The grave Mrs. Graves (centre, played by Lesley McVey) cracks an unlikely smile as Antony Wilding (played by Jonathon Hamilton) delivers her a bag of walnuts, her favourite, as Lotty Wilton wearing flowers and a swim suit (played by Heather Tillmar) looks on, and Lady Caroline Bramble (played by Adrienne Yee) pouts, during the ECHO Players dress rehearsal for Enchanted April on Tuesday, Oct. 9. — Adam Kveton Photo

From close and cold to bright and bold in Qualicum Beach rendition of ‘Enchanted April’

REVIEW: Performance brings drama, laughs, friendship and the determination to be happy

What begins as a tightly coiled spring bursts out into fun, laughter and love in the ECHO Players production of Enchanted April.

Opening tonight (Oct. 11) at the Village Theatre in Qualicum Beach (110 West 2nd Ave.), Enchanted April tells the story of two British women unhappy in their marriages who become unlikely friends as they drum up the nerve to take a vacation together.

Lotty Wilton and Rose Arnott, played by Heather Tillmar and Bella Meerveld, are joined by Lady Caroline Bramble (Adrienne Yee) and Mrs.

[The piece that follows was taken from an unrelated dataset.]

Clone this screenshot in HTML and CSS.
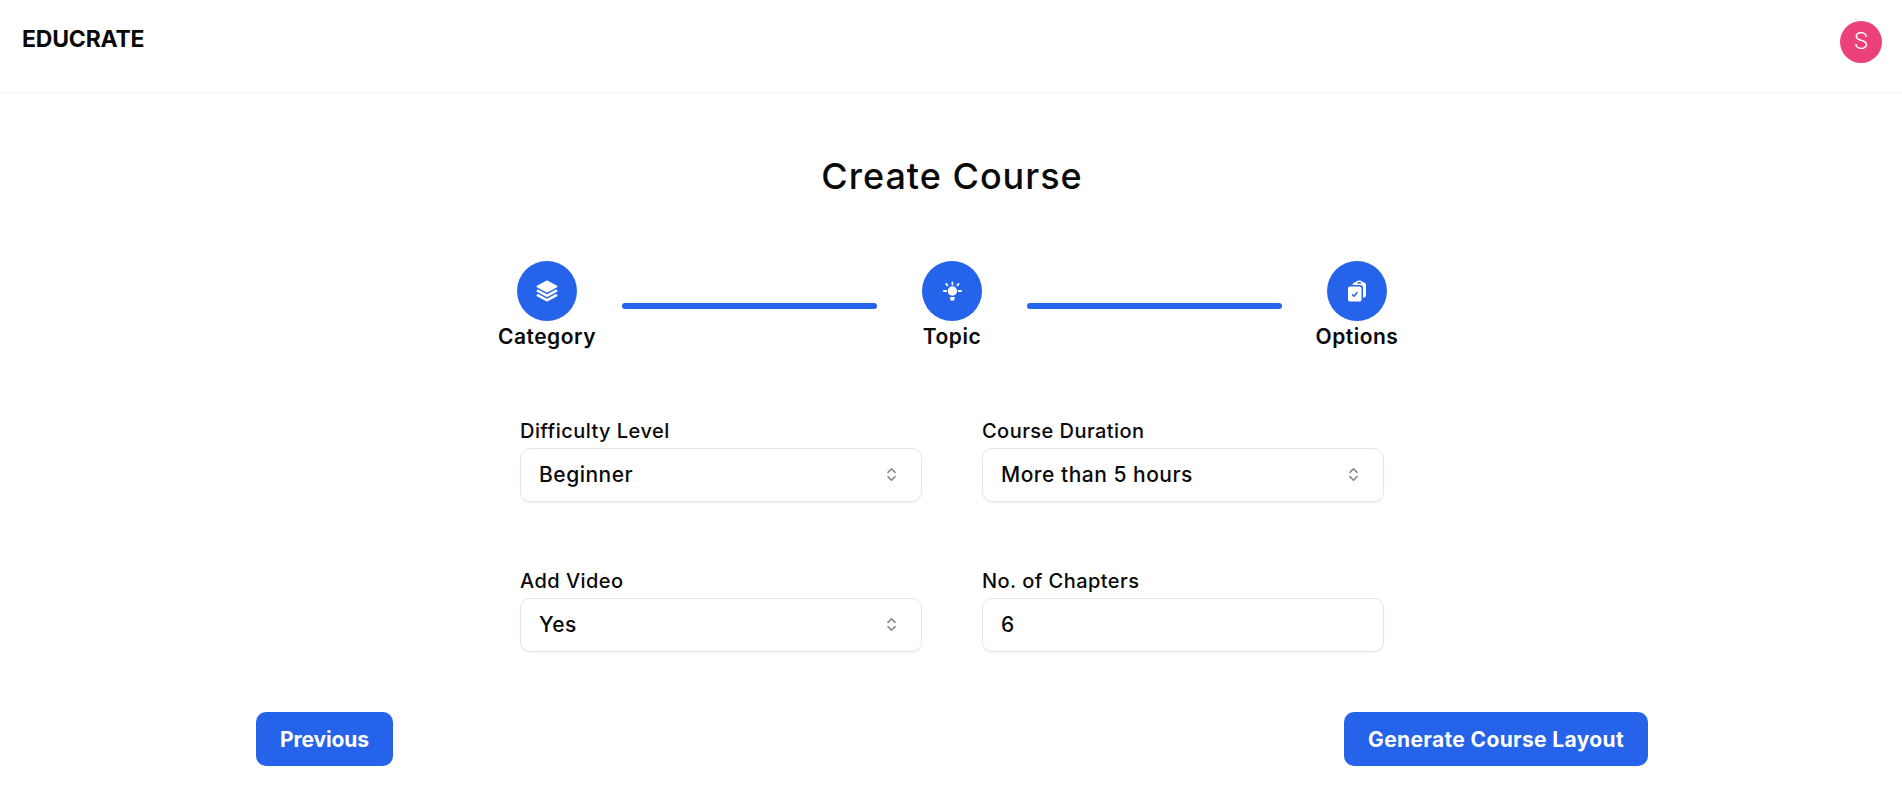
FILE: index.html
```html
<!DOCTYPE html>
<html lang="en">
<head>
    <meta charset="UTF-8">
    <meta name="viewport" content="width=device-width, initial-scale=1.0">
    <title>Create Course</title>
    <link rel="stylesheet" href="styles.css">
</head>
<body>
    <header class="header">
        <div class="logo">EDUCRATE</div>
        <div class="avatar">S</div>
    </header>

    <main class="page">
        <h1 class="page-title">Create Course</h1>

        <div class="stepper">
            <div class="step">
                <div class="step-icon">
                    <svg viewBox="0 0 24 24" width="24" height="24" fill="currentColor">
                        <path d="M11.644 1.59a.75.75 0 0 1 .712 0l9.75 5.25a.75.75 0 0 1 0 1.32l-9.75 5.25a.75.75 0 0 1-.712 0l-9.75-5.25a.75.75 0 0 1 0-1.32l9.75-5.25Z"/>
                        <path d="m3.265 10.602 7.668 4.129a2.25 2.25 0 0 0 2.134 0l7.668-4.13 1.37.739a.75.75 0 0 1 0 1.32l-9.75 5.25a.75.75 0 0 1-.71 0l-9.75-5.25a.75.75 0 0 1 0-1.32l1.37-.738Z"/>
                        <path d="m10.933 19.231-7.668-4.13-1.37.739a.75.75 0 0 0 0 1.32l9.75 5.25c.221.12.489.12.71 0l9.75-5.25a.75.75 0 0 0 0-1.32l-1.37-.738-7.668 4.13a2.25 2.25 0 0 1-2.134-.001Z"/>
                    </svg>
                </div>
                <div class="step-label">Category</div>
            </div>
            <div class="step-line"></div>
            <div class="step">
                <div class="step-icon">
                    <svg viewBox="0 0 24 24" width="24" height="24" fill="currentColor">
                        <circle cx="12.4" cy="12" r="4.7"/>
                        <path d="M10 18h4.8l-.6 3.6h-3.6Z"/>
                        <path d="M12.4 3.4v2M6.2 4.9l1.2 1.4M18.6 4.9l-1.2 1.4M3.9 12h2.2M18.8 12h2.2" fill="none" stroke="currentColor" stroke-width="1.8" stroke-linecap="round"/>
                    </svg>
                </div>
                <div class="step-label">Topic</div>
            </div>
            <div class="step-line"></div>
            <div class="step">
                <div class="step-icon">
                    <svg viewBox="0 0 24 24" width="24" height="24" fill="currentColor">
                        <path fill-rule="evenodd" d="M7.502 6h7.128A3.375 3.375 0 0 1 18 9.375v9.375a3 3 0 0 0 3-3V6.108c0-1.505-1.125-2.811-2.664-2.94a48.972 48.972 0 0 0-.673-.05A3 3 0 0 0 15 1.5h-1.5a3 3 0 0 0-2.663 1.618c-.225.015-.45.032-.673.05C8.662 3.295 7.554 4.542 7.502 6ZM13.5 3A1.5 1.5 0 0 0 12 4.5h4.5A1.5 1.5 0 0 0 15 3h-1.5Z"/>
                        <path fill-rule="evenodd" d="M3 9.375C3 8.339 3.84 7.5 4.875 7.5h9.75c1.036 0 1.875.84 1.875 1.875v11.25c0 1.035-.84 1.875-1.875 1.875h-9.75A1.875 1.875 0 0 1 3 20.625V9.375Zm9.586 4.594a.75.75 0 0 0-1.172-.938l-2.476 3.096-.908-.907a.75.75 0 0 0-1.06 1.06l1.5 1.5a.75.75 0 0 0 1.116-.062l3-3.75Z"/>
                    </svg>
                </div>
                <div class="step-label">Options</div>
            </div>
        </div>

        <div class="options-form">
            <div class="field">
                <label class="field-label">Difficulty Level</label>
                <button class="select-box" type="button">
                    <span>Beginner</span>
                    <svg class="chevrons" viewBox="0 0 24 24" width="17" height="17"><path d="m7 15 5 5 5-5M7 9l5-5 5 5"/></svg>
                </button>
            </div>
            <div class="field">
                <label class="field-label">Course Duration</label>
                <button class="select-box" type="button">
                    <span>More than 5 hours</span>
                    <svg class="chevrons" viewBox="0 0 24 24" width="17" height="17"><path d="m7 15 5 5 5-5M7 9l5-5 5 5"/></svg>
                </button>
            </div>
            <div class="field">
                <label class="field-label">Add Video</label>
                <button class="select-box" type="button">
                    <span>Yes</span>
                    <svg class="chevrons" viewBox="0 0 24 24" width="17" height="17"><path d="m7 15 5 5 5-5M7 9l5-5 5 5"/></svg>
                </button>
            </div>
            <div class="field">
                <label class="field-label">No. of Chapters</label>
                <input class="text-box" type="number" value="6">
            </div>
        </div>

        <div class="actions">
            <button class="btn" type="button">Previous</button>
            <button class="btn btn-wide" type="button">Generate Course Layout</button>
        </div>
    </main>
</body>
</html>
```

FILE: styles.css
```css
* {
    box-sizing: border-box;
}
body {
    margin: 0;
    font-family: Inter, "Liberation Sans", sans-serif;
    color: #0a0a0a;
    background: #fff;
}
.header {
    height: 94px;
    padding: 21px 20px 0 22px;
    display: flex;
    justify-content: space-between;
    align-items: flex-start;
    border-bottom: 1px solid #f3f4f6;
}
.logo {
    margin-top: -1px;
    font-size: 23px;
    line-height: 38px;
    font-weight: 700;
    letter-spacing: -0.2px;
}
.avatar {
    width: 42px;
    height: 42px;
    border-radius: 50%;
    background: #ec407a;
    color: #fff;
    font-family: Roboto, sans-serif;
    font-size: 23px;
    font-weight: 300;
    line-height: 42px;
    text-align: center;
}
.page {
    padding: 58px 254px 0 256px;
}
.page-title {
    margin: 0;
    height: 48px;
    font-size: 36px;
    line-height: 48px;
    font-weight: 500;
    text-align: center;
    letter-spacing: 1px;
}
.stepper {
    margin-top: 61px;
    display: flex;
    justify-content: center;
}
.step {
    width: 100px;
    display: flex;
    flex-direction: column;
    align-items: center;
}
.step-icon {
    width: 60px;
    height: 60px;
    border-radius: 50%;
    background: #2563eb;
    color: #fff;
    display: flex;
    align-items: center;
    justify-content: center;
}
.step-label {
    margin-top: 1px;
    font-size: 21px;
    line-height: 30px;
    font-weight: 600;
    letter-spacing: 0.5px;
    white-space: nowrap;
}
.step-line {
    width: 255px;
    height: 6px;
    margin: 42px 25px 0;
    border-radius: 3px;
    background: #2563eb;
}
.options-form {
    width: 864px;
    margin: 64px auto 0;
    display: grid;
    grid-template-columns: 402px 402px;
    column-gap: 60px;
    row-gap: 64px;
    justify-content: center;
}
.field-label {
    display: block;
    height: 30px;
    margin-bottom: 2px;
    font-size: 20px;
    line-height: 30px;
    font-weight: 500;
    letter-spacing: 0.45px;
}
.select-box, .text-box {
    width: 100%;
    height: 54px;
    padding: 0 21px 1px 18px;
    display: flex;
    align-items: center;
    justify-content: space-between;
    border: 1px solid #e5e7eb;
    border-radius: 10px;
    background: #fff;
    box-shadow: 0 1px 2px rgba(0,0,0,0.05);
    color: #0a0a0a;
    font-family: inherit;
    font-size: 21px;
    font-weight: 500;
    letter-spacing: 0.5px;
    appearance: textfield;
}
.chevrons {
    fill: none;
    stroke: #7f838b;
    stroke-width: 2;
    stroke-linecap: round;
    stroke-linejoin: round;
}
.actions {
    margin-top: 60px;
    display: flex;
    justify-content: space-between;
}
.btn {
    height: 54px;
    padding: 0 24px;
    border: 0;
    border-radius: 10px;
    background: #2563eb;
    color: #fff;
    font-family: inherit;
    font-size: 21px;
    font-weight: 700;
    letter-spacing: -0.1px;
}
.btn-wide {
    letter-spacing: 0.35px;
}
```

Graves (Lesley McVey) so that they can afford to rent what they are told is a beautiful Italian castle covered in wisteria, escaping the dreary wet of England for a sunny April.

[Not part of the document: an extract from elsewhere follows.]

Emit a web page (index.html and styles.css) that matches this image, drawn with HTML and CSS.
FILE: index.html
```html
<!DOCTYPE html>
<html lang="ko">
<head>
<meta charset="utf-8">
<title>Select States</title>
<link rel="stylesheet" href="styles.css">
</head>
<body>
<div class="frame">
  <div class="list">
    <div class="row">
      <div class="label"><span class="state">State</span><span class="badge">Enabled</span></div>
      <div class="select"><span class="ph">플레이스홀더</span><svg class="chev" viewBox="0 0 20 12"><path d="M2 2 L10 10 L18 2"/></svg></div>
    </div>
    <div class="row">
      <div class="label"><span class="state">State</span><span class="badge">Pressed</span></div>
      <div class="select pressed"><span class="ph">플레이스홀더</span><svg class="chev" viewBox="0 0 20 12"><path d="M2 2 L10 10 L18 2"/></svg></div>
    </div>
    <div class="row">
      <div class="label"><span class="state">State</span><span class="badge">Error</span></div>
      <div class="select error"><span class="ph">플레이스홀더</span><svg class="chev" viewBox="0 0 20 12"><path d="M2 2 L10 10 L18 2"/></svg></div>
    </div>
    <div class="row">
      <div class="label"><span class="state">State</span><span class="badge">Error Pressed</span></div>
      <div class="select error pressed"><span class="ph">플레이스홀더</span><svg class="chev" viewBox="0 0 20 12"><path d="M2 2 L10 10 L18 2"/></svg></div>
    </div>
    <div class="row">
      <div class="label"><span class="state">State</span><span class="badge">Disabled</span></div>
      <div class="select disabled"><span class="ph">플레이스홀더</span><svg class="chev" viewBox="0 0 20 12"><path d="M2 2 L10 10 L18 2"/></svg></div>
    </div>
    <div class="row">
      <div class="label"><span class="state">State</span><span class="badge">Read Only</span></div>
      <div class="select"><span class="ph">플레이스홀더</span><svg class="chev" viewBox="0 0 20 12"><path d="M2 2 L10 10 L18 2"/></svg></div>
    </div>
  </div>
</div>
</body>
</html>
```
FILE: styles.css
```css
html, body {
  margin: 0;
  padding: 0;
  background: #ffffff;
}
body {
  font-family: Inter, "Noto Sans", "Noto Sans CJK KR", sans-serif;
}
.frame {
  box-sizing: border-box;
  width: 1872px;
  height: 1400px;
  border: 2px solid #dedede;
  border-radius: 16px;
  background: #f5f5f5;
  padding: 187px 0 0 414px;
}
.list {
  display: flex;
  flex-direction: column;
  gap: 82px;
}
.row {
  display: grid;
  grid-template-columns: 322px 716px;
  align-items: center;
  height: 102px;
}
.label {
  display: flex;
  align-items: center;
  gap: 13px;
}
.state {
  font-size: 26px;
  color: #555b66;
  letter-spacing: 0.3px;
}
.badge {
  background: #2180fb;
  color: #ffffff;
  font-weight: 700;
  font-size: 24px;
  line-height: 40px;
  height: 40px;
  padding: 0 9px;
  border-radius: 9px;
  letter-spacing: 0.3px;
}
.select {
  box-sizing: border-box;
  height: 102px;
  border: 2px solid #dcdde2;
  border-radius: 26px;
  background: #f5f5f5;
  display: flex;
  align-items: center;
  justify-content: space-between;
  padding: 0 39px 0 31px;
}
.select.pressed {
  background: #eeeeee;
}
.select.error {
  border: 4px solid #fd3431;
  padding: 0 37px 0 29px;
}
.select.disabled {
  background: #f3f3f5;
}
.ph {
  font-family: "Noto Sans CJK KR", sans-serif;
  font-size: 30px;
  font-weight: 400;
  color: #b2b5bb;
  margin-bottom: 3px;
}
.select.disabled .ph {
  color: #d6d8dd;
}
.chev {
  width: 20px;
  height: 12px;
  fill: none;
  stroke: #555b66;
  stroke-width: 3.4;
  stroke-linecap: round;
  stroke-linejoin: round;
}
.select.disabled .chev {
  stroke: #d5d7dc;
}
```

Tillmar and Meerveld play well off each other, with Tillmar’s twinkling smile working well for her character, who’s determined to be happy, and sees just how to make it so. Meerveld does well as a proper, God-fearing Brit who declares she’s “most happy” with great severity.

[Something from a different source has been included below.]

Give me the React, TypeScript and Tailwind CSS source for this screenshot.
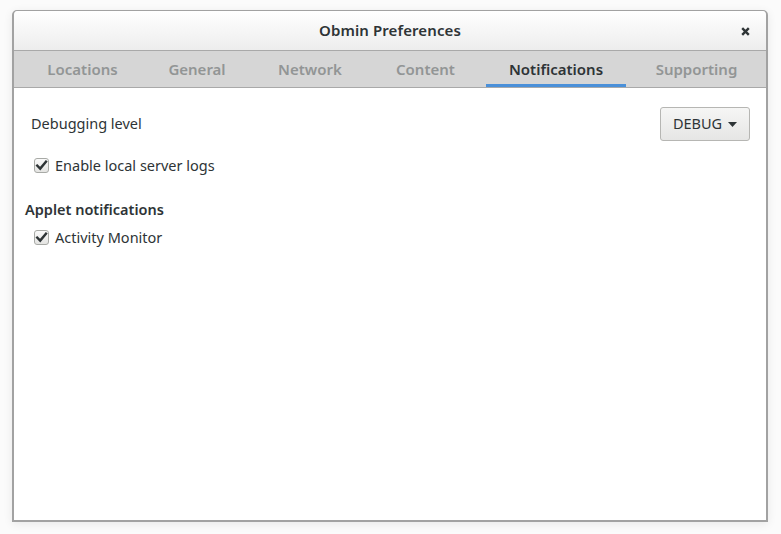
import React from "react";

const tabs = [
  { label: "Locations", w: "w-[113px]" },
  { label: "General", w: "w-[100px]" },
  { label: "Network", w: "w-[110px]" },
  { label: "Content", w: "w-[105px]" },
  { label: "Notifications", w: "w-[140px]", active: true },
  { label: "Supporting", w: "w-[125px]" },
];

function CheckBox() {
  return (
    <span className="flex h-[15px] w-[15px] items-center justify-center rounded-[3px] border border-[#a8aaa6] bg-gradient-to-b from-[#fafafa] to-[#e4e4e2]">
      <svg width="13" height="13" viewBox="0 0 13 13">
        <path d="M2.2 6.6 L5.2 9.6 L11 2.6" fill="none" stroke="#2e3436" strokeWidth="2.4" strokeLinecap="square" />
      </svg>
    </span>
  );
}

function CheckRow({ label }: { label: string }) {
  return (
    <div className="flex items-center gap-[6px] pl-[20px]">
      <CheckBox />
      <span>{label}</span>
    </div>
  );
}

export default function App() {
  return (
    <div
      className="h-[534px] w-[781px] bg-[#fbfbfb] pl-[12px] pt-[10px] text-[#2e3436]"
      style={{ fontFamily: '"Noto Sans", "DejaVu Sans", sans-serif' }}
    >
      <div className="flex h-[512px] w-[756px] flex-col rounded-t-[5px] border border-[#a2a2a2] border-b-2 border-l-2 border-r-2 bg-white shadow-[0_2px_10px_rgba(0,0,0,0.08)]">
        {/* Title bar */}
        <div className="relative flex h-[40px] shrink-0 items-center justify-center rounded-t-[5px] border-b border-[#a9a9a9] bg-gradient-to-b from-[#ffffff] to-[#ededed]">
          <span className="text-[15px] font-semibold tracking-[0.1px] text-[#2e3436]">Obmin Preferences</span>
          <svg className="absolute right-[16px] top-[16px]" width="9" height="9" viewBox="0 0 9 9">
            <path d="M1.2 1.2 L7.8 7.8 M7.8 1.2 L1.2 7.8" stroke="#2e3436" strokeWidth="2.4" />
          </svg>
        </div>

        {/* Tabs */}
        <div className="flex h-[37px] shrink-0 items-stretch gap-[8px] border-b border-[#a9a9a9] bg-[#d6d6d6] pl-[12px]">
          {tabs.map((t) => (
            <div
              key={t.label}
              className={
                "flex items-center justify-center border-b-[3px] pt-[3px] text-[15px] font-semibold " +
                t.w +
                (t.active ? " border-[#4a90d9] text-[#2e3436]" : " border-transparent text-[#929595]")
              }
            >
              {t.label}
            </div>
          ))}
        </div>

        {/* Content */}
        <div className="flex flex-1 flex-col text-[14.5px]">
          <div className="flex items-center justify-between pl-[17px] pr-[16px] pt-[19px]">
            <span>Debugging level</span>
            <button className="flex h-[34px] w-[90px] items-center justify-center gap-[6px] rounded-[3px] border border-[#b6b6b3] bg-gradient-to-b from-[#f6f6f5] to-[#e6e6e5] text-[14.5px] text-[#2e3436]">
              DEBUG
              <svg width="9" height="5" viewBox="0 0 9 5">
                <path d="M0 0 L9 0 L4.5 5 Z" fill="#2e3436" />
              </svg>
            </button>
          </div>
          <div className="mt-[14px]">
            <CheckRow label="Enable local server logs" />
          </div>
          <div className="mt-[22px] pl-[11px] font-semibold">Applet notifications</div>
          <div className="mt-[6px]">
            <CheckRow label="Activity Monitor" />
          </div>
        </div>
      </div>
    </div>
  );
}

We see into the marriage of these two women, with Scott Murray doing a delightful job of playing Mallesh Wilton, the sort of man of the house who’s both childlike (needing his wife to tie his tie, pick up his paper and cook for him) and yet must be in charge of everything.

Caz Matute plays Frederirck Arnott, who’s money-making activities are far too scandalous for the highly religious Rose, but their rift goes deeper than that as we see later in the play.

About half the play is taken up in Lotty and Rose securing their fellow travellers (McVey does a magnificently demanding and set-in-her-ways widow, while Yee looks and sounds the part of a jazz-loving, gin-drinking “modern”), and the audience is quite ready to leave England for Italia. The long start, however, is effective in making the audience as excited for the castle as the characters are, and being to doubt its much-discussed beauty just as they do.

The second half of the play sees great additions in Italian maid Costanza (played to hilarious effect, and all in Italian, by Linda Bezooyen) and the dapper owner of the castle, Antony Wilding (played to charming effect by Jonathon Hamilton).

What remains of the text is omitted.